Types of external EoS
- Labour – the concentration of businesses may lead to the build up of a labour force equipped with the skills required by the industry.
- Supplier economies – a network of suppliers may be attracted to an area where a particular industry is growing. The setting up locally of
supplier businesses, often in competition with one another, reduces buying costs and allows
the use of systems such as just-in time. - Educational economies – local colleges will set up training schemes suited to the largest employers’ needs, giving an available pool of skilled labour. This reduces recruitment and training costs for those businesses who make up the industry concerned.
- Financial economies – financial services can improve, with banks and other financial institutions providing services that may be particularly geared towards a particular industry. For example, for an industry where cash flow may be a particular problem, debt
factoring services may be made available at competitive rates. - Commercial services – a growing industry tends to attract smaller businesses trying to serve its needs. A wide range of commercial
and support services can be offered, such as banking, marketing, waste disposal,
maintenance and distribution. - Co-operation – businesses located in the same region might join forces to fund a research and development centre for the industry.
Costs in the short / long run - EoS
In the short run, costs can be both variable and fixed, but in the long run all costs become variable. For example, rent negotiated over a 12 month contract is a fixed cost in the short run – i.e. it does not alter in relation to changes in demand or output. However, if rent rises after 12 months, then it too is regarded as a variable cost. It is this switch to all costs becoming variable that separates the short run from the long run.
Each business’ long run average cost curve is made up of a series of short run average cost curves. As a business grows it moves from one short run average cost curve to another short run average cost curve, each one being progressively lower and so reducing average costs of output.
Define dis-EoS
The factors that cause higher costs per unit of output when the scale of an organisation continues
to increase – the causes of inefficiency in large organisations.
When diseconomies occur, the average costs of production rise with output.
Examples of dis-EoS
*Regulatory Costs
*Office Politics/Industrial Relations
*The Principal-Agent Problem
*Risk Aversion
*Waste/Inefficiency in large organisations
*Rising costs of Complexity
External dis-EoS may occur from
- Overcrowding in industrial areas – traffic congestion may occur – resulting in late deliveries and staff arriving late for work. Local residents may resent this and public relations may suffer.
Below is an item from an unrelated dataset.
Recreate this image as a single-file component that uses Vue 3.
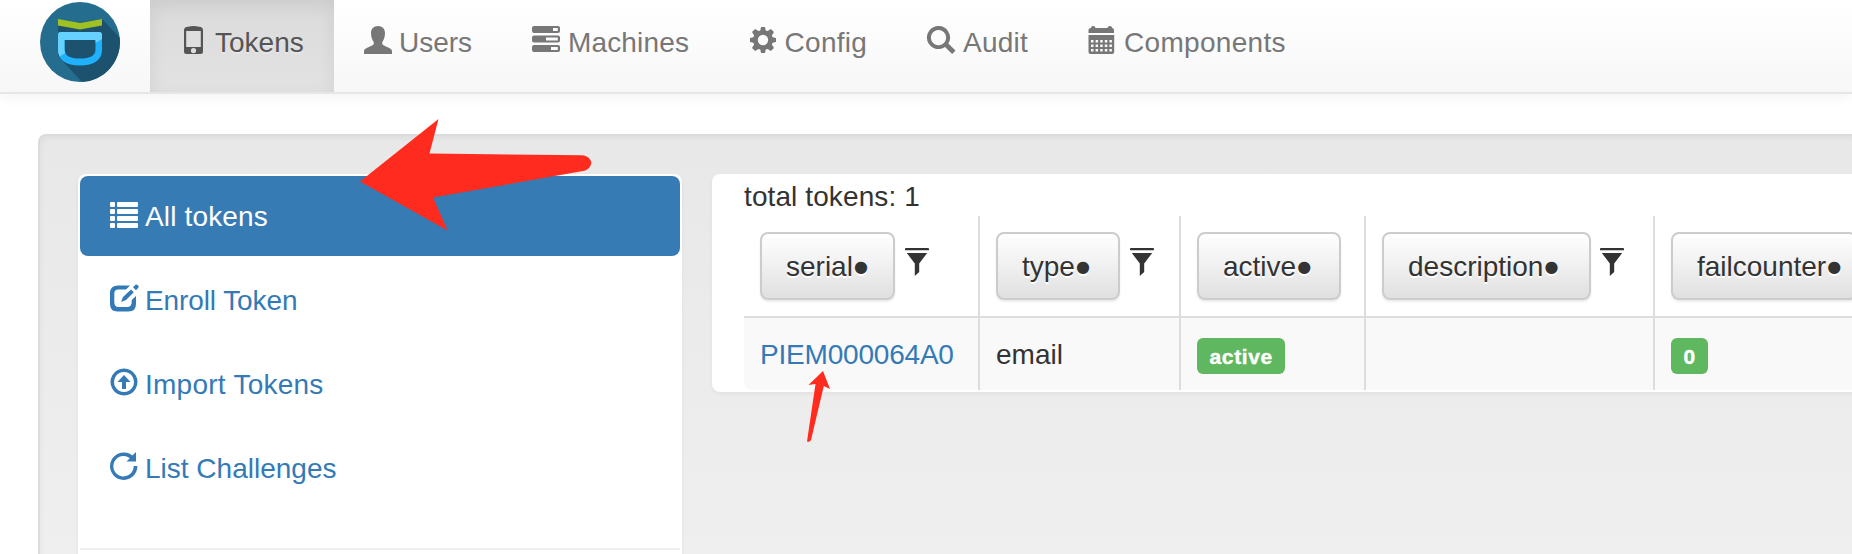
<script setup>
const icons = {
  phone: 'M8 .8Q13.500 -.8 19 .8Q23 1.200 23 4V25.500Q23 28 20.500 28H6.500Q4 28 4 25.500V4Q4 1.200 8 .8ZM6.200 5V21H20.800V5ZM13.500 22A2.600 2.600 0 1 0 13.500 27.200A2.600 2.600 0 1 0 13.500 22Z',
  user: 'M14 0C18.500 0 21 3 21 7C21 11 19.800 14 18.300 16V18.200C20 20.500 27.600 21.500 28 25V28H0V25C0.400 21.500 8 20.500 9.700 18.200V16C8.200 14 7 11 7 7C7 3 9.500 0 14 0Z',
  server: 'M2 0H26Q28 0 28 2V5Q28 7 26 7H2Q0 7 0 5V2Q0 0 2 0ZM21 2V5H25.800V2ZM2 9.500H26Q28 9.500 28 11.500V14.500Q28 16.500 26 16.500H2Q0 16.500 0 14.500V11.500Q0 9.500 2 9.500ZM14 11.500V14.500H25.800V11.500ZM2 19H26Q28 19 28 21V24Q28 26 26 26H2Q0 26 0 24V21Q0 19 2 19ZM19 21V24H25.800V21Z',
  gear: 'M12 1H16L16.700 4.400L18.500 5.100L21.900 3L25 6.100L22.900 9.500L23.600 11.300L27 12V16L23.600 16.700L22.900 18.500L25 21.900L21.900 25L18.500 22.900L16.700 23.600L16 27H12L11.300 23.600L9.500 22.900L6.100 25L3 21.900L5.100 18.500L4.400 16.700L1 16V12L4.400 11.300L5.100 9.500L3 6.100L6.100 3L9.500 5.100L11.300 4.400ZM14 8.800A5.200 5.200 0 1 0 14 19.200A5.200 5.200 0 1 0 14 8.800Z',
  search: 'M11.500 0A11.500 11.500 0 0 1 21.300 17.500L28.500 24.600L25.200 28L18 20.900A11.500 11.500 0 1 1 11.500 0ZM11.500 4A7.600 7.600 0 1 0 11.510 4Z',
  calendar: 'M0.500 7V4Q0.500 2 3 2V1.500Q3 0 5 0Q7.500 0 7.500 2H19.500Q19.500 0 22 0Q24 0 24 1.500V2Q26 2 26 4V7ZM0.500 9H26.200V26Q26.200 28 24 28H2.500Q0.500 28 0.500 26ZM3 14V16.500H5.500V14ZM7.600 14V16.500H10.100V14ZM12.200 14V16.500H14.700V14ZM16.800 14V16.500H19.300V14ZM21.400 14V16.500H23.900V14ZM3 18.500V21H5.500V18.500ZM7.600 18.500V21H10.100V18.500ZM12.200 18.500V21H14.700V18.500ZM16.800 18.500V21H19.300V18.500ZM21.400 18.500V21H23.900V18.500ZM3 23V25.500H5.500V23ZM7.600 23V25.500H10.100V23ZM12.200 23V25.500H14.700V23ZM16.800 23V25.500H19.300V23ZM21.400 23V25.500H23.900V23Z',
  list: 'M1 0H4Q5 0 5 1V4Q5 5 4 5H1Q0 5 0 4V1Q0 0 1 0ZM8 0H27Q28 0 28 1V4Q28 5 27 5H8Q7 5 7 4V1Q7 0 8 0ZM1 7H4Q5 7 5 8V11Q5 12 4 12H1Q0 12 0 11V8Q0 7 1 7ZM8 7H27Q28 7 28 8V11Q28 12 27 12H8Q7 12 7 11V8Q7 7 8 7ZM1 14H4Q5 14 5 15V18Q5 19 4 19H1Q0 19 0 18V15Q0 14 1 14ZM8 14H27Q28 14 28 15V18Q28 19 27 19H8Q7 19 7 18V15Q7 14 8 14ZM1 21H4Q5 21 5 22V25Q5 26 4 26H1Q0 26 0 25V22Q0 21 1 21ZM8 21H27Q28 21 28 22V25Q28 26 27 26H8Q7 26 7 25V22Q7 21 8 21Z',
  edit: 'M8 1.500H20L16 5.500H8.500Q4.300 5.500 4.300 9.500V18Q4.300 23 8.500 23H17Q21.700 23 21.700 18V16L26 12V20Q26 27.500 18.500 27.500H7.500Q0 27.500 0 20V9Q0 1.500 8 1.500ZM11 18L13 13L21 5.500L23.800 8.300L16 16ZM23 3.300L25.500 .800Q26.500 0 27.500 1L28.300 1.800Q29.200 2.700 28.300 3.700L26 6.200Z',
  upload: 'M14 .500A13.500 13.500 0 1 1 13.990 .500ZM14 4A10 10 0 1 0 14.010 4ZM14 7L20.500 14H16V21H12V14H7.500Z',
  refresh: 'M26 0V9.500H16.500L19.800 6.200A10.200 10.200 0 1 0 23.700 14H27.400A13.700 13.700 0 1 1 22.400 3.600Z',
  filter: 'M3 0H25Q26 0 26 1V2Q26 2.300 25 2.300H3Q2 2.300 2 2V1Q2 0 3 0ZM3.800 5H24.200L16.200 15.500V24L11.800 28V15.500Z'
}
const nav = [
  { label: 'Tokens', icon: 'phone', active: true },
  { label: 'Users', icon: 'user' },
  { label: 'Machines', icon: 'server' },
  { label: 'Config', icon: 'gear' },
  { label: 'Audit', icon: 'search' },
  { label: 'Components', icon: 'calendar' }
]
const side = [
  { label: 'All tokens', icon: 'list', active: true },
  { label: 'Enroll Token', icon: 'edit' },
  { label: 'Import Tokens', icon: 'upload' },
  { label: 'List Challenges', icon: 'refresh' }
]
const columns = [
  { key: 'serial', filter: true },
  { key: 'type', filter: true },
  { key: 'active' },
  { key: 'description', filter: true },
  { key: 'failcounter' }
]
</script>

<template>
  <div class="page">
    <header class="navbar">
      <svg class="logo" viewBox="0 0 80 80">
        <circle cx="40" cy="40" r="40" fill="#246d8e" />
        <path d="M62 17L79.700 35.500A40 40 0 0 1 42 80L18 54V24Z" fill="#1c526d" />
        <path d="M18 17L40 21L62 17V23.500L40 27.500L18 23.500Z" fill="#9fc122" />
        <path d="M21 30H59Q62 30 62 33V48C62 58 54 63.500 40 63.500C26 63.500 18 58 18 48V33Q18 30 21 30ZM24.500 38V47C24.500 54 30 56.500 40 56.500C50 56.500 55.500 54 55.500 47V38Z" fill="#1fb1fb" fill-rule="evenodd" />
        <path d="M21 30H59Q62 30 62 33V37L55.500 41V38H24.500V47C24.500 49 25 50.500 25.500 51L19.500 54.500Q18 51 18 48V33Q18 30 21 30Z" fill="#66d0ff" />
      </svg>
      <nav class="menu">
        <a v-for="n in nav" :key="n.label" class="tab" :class="[n.icon, { active: n.active }]">
          <svg class="icon" viewBox="0 0 28 28"><path :d="icons[n.icon]" /></svg>
          <span>{{ n.label }}</span>
        </a>
      </nav>
    </header>

    <main class="well">
      <aside class="sidebar">
        <a v-for="s in side" :key="s.label" class="item" :class="[s.icon, { active: s.active }]">
          <svg class="icon" viewBox="0 0 28 28"><path :d="icons[s.icon]" /></svg>
          <span>{{ s.label }}</span>
        </a>
        <hr />
      </aside>

      <section class="panel">
        <p class="total">total tokens: 1</p>
        <div class="table">
          <div v-for="c in columns" :key="c.key" class="col" :class="'col-' + c.key">
            <div class="head">
              <button class="btn"><span class="name">{{ c.key }}</span><span class="dot">●</span></button>
              <svg v-if="c.filter" class="icon funnel" viewBox="0 0 28 28"><path :d="icons.filter" /></svg>
            </div>
            <div class="cell">
              <a v-if="c.key === 'serial'" class="link">PIEM000064A0</a>
              <span v-else-if="c.key === 'type'">email</span>
              <span v-else-if="c.key === 'active'" class="label wide">active</span>
              <span v-else-if="c.key === 'failcounter'" class="label">0</span>
            </div>
          </div>
        </div>
      </section>
    </main>

    <svg class="arrows" viewBox="0 0 1852 554">
      <path d="M360 181.500L438.500 119L429.500 153.500L582 155.300C587 155.500 591 159 591.300 162.500C591 167 587.500 170.500 583 171L433 197.500L447.500 230.500Z" />
      <path d="M823 371L830 389L823.800 386L811 440Q810 442.500 807 441.500L815.500 384L808.500 385Z" />
    </svg>
  </div>
</template>

<style>
body { overflow: hidden; }
</style>

<style scoped>
.page {
  position: relative;
  width: 1852px;
  height: 554px;
  overflow: hidden;
  background: #fff;
  color: #333;
  font: 28px/40px "Liberation Sans", Arial, sans-serif;
}
.page * { box-sizing: border-box; }
.icon { display: block; flex: none; width: 28px; height: 28px; fill: currentColor; fill-rule: evenodd; overflow: visible; }
.navbar {
  display: flex;
  height: 94px;
  padding-left: 40px;
  border-bottom: 2px solid #e6e6e6;
  background: linear-gradient(#fff, #f7f7f7);
  box-shadow: 0 2px 14px rgba(0, 0, 0, .06);
}
.logo { width: 80px; height: 80px; margin: 2px 30px 0 0; }
.menu { display: flex; }
.tab { display: flex; gap: 7px; height: 92px; padding: 23px 30px 0; color: #777; white-space: nowrap; text-shadow: 0 2px 0 rgba(255, 255, 255, .25); }
.tab .icon { margin-top: 3px; }
.tab.active { color: #555; background: linear-gradient(#dbdbdb, #e2e2e2); box-shadow: inset 0 6px 18px rgba(0, 0, 0, .075); }
.tab.phone { width: 184px; }
.tab.user { width: 168px; }
.tab.server { width: 217px; gap: 8px; letter-spacing: .15px; }
.tab.gear { width: 178px; gap: 7.500px; letter-spacing: .3px; }
.tab.search { width: 161px; gap: 8px; letter-spacing: .25px; }
.tab.calendar { gap: 8px; letter-spacing: .3px; }
.well {
  display: flex;
  align-items: flex-start;
  gap: 30px;
  width: 1900px;
  height: 800px;
  margin: 40px 0 0 38px;
  padding: 38px;
  border: 2px solid #dcdcdc;
  border-radius: 8px;
  background: linear-gradient(#e8e8e8, #f5f5f5);
  box-shadow: inset 0 2px 6px rgba(0, 0, 0, .05);
}
.sidebar {
  display: flex;
  flex-direction: column;
  flex: none;
  gap: 4px;
  width: 604px;
  height: 600px;
  padding: 2px;
  border-radius: 8px;
  background: #fff;
  box-shadow: 0 2px 4px rgba(0, 0, 0, .05);
}
.item { display: flex; gap: 7px; flex: none; height: 80px; padding: 21px 30px 0; border-radius: 8px; color: #337ab7; }
.item .icon { margin-top: 3px; }
.item.list { letter-spacing: .15px; }
.item.edit { letter-spacing: -.1px; }
.item.upload { letter-spacing: .25px; }
.item.list .icon { margin-top: 5px; }
.item.active { background: #377bb5; color: #fff; }
hr { width: 600px; height: 2px; margin: 36px 0 0; border: 0; background: #eee; }
.panel { flex: none; width: 1150px; height: 218px; padding-left: 32px; border-radius: 8px; background: #fff; box-shadow: 0 2px 4px rgba(0, 0, 0, .05); }
.total { height: 42px; margin: 0; padding-top: 3px; letter-spacing: .1px; }
.table { display: flex; border-radius: 0 0 0 8px; overflow: hidden; }
.col { flex: none; border-right: 2px solid #ddd; }
.col-serial { width: 236px; }
.col-type { width: 201px; }
.col-active { width: 185px; }
.col-description { width: 289px; }
.col-failcounter { width: 240px; }
.head { display: flex; height: 102px; padding: 16px 0 0 16px; border-bottom: 2px solid #ddd; }
.btn {
  display: flex;
  align-items: center;
  flex: none;
  height: 68px;
  padding: 2px 0 0 24px;
  border: 2px solid #ccc;
  border-radius: 8px;
  background: linear-gradient(#fff, #e0e0e0);
  box-shadow: inset 0 2px 0 rgba(255, 255, 255, .15), 0 2px 2px rgba(0, 0, 0, .075);
  color: #333;
  font: inherit;
  text-shadow: 0 2px 0 #fff;
}
.dot { width: 16px; margin-left: 0; font: 16px/40px "DejaVu Sans", sans-serif; letter-spacing: 0; text-align: center; }
.col-serial .btn { width: 135px; }
.col-type .btn { width: 124px; }
.col-active .btn { width: 144px; }
.col-description .btn { width: 209px; }
.col-failcounter .btn { width: 186px; }
.funnel { margin: 16px 0 0 8px; }
.col-description .funnel { margin-left: 7px; }
.cell { height: 72px; padding: 17px 16px 0; background: #f9f9f9; white-space: nowrap; }
.link { color: #337ab7; letter-spacing: -.2px; }
.label { display: block; width: max-content; height: 36px; margin-top: 3px; padding: 0 12.600px; border-radius: 6px; background: #5fb760; color: #fff; font-size: 21px; font-weight: bold; line-height: 37px; -webkit-text-stroke: .4px #fff; }
.label.wide { width: 88px; letter-spacing: .6px; }
.arrows { position: absolute; inset: 0; width: 1852px; height: 554px; fill: #ff2b1e; pointer-events: none; }
</style>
- Increased price of resources – more businesses in an area means increased demand for labour to work in that industry and the best employees may be harder to recruit and keep. Land, services and materials may all become more expensive as the industry grows and demand for such resources increases.
Define internal dis-EoS
Internal diseconomies of scale occur when a business’s average cost per unit of output starts to increase as the scale of production expands, due to factors within the firm itself. These costs increase because of problems in managing a larger workforce and coordinating activities within the business, leading to decreased productivity and higher costs per unit.
Define external dis-EoS
occur when an industry’s growth leads to increased costs for all firms within that industry, due to factors outside of individual company control. These diseconomies can arise from issues like resource constraints, pollution, or increased competition for skilled labor. Essentially, the industry’s growth creates negative externalities that make it more costly for everyone to operate
Problems causing internal dis-EoS
- Communication – becomes more complex and harder to manage – misunderstandings occur leading to inefficiency.
- Commitment/motivation – morale may suffer as individual employees become a minor part of the total workforce, thus feel their views are ignored.
- Co-ordination – is more difficult and control is weakened because a large business is divided into departments – time is then spent in meetings which is in itself a cost!
Why do small firms continue to exist ? - EoS
- They are able to provide a personal service, something that is very difficult to do in large organisations. Many people prefer to do business directly with the owner.
- Some entrepreneurs are simply happy to remain as a small business. They are content with the current level of profits and wish to avoid the added responsibilities and risks associated with growth and increased size.
- They can be a lot more flexible in some circumstances. They can react quickly to changes in market conditions or technology. Management can make decisions quickly without undergoing endless meetings with other departments or divisions of the
company. - Target market size – sometimes the potential sales are suited to small businesses, for example dog grooming services or kennels.
- Serving the local community. Many small businesses do this and have survived for many years, often being the only one providing such a service in a particular locality.
- They are often easy to set up. Set up costs are often relatively low – for example, a painter and decorator can start almost straight away once they have found some customers.
- Customer loyalty – even in the modern retailing environment there are customers that remain loyal to local shops and service
providers. - Small businesses often serve niche markets – the marketing of products to a particular, small
segment of the market. The size of the market itself may dictate the potential for growth.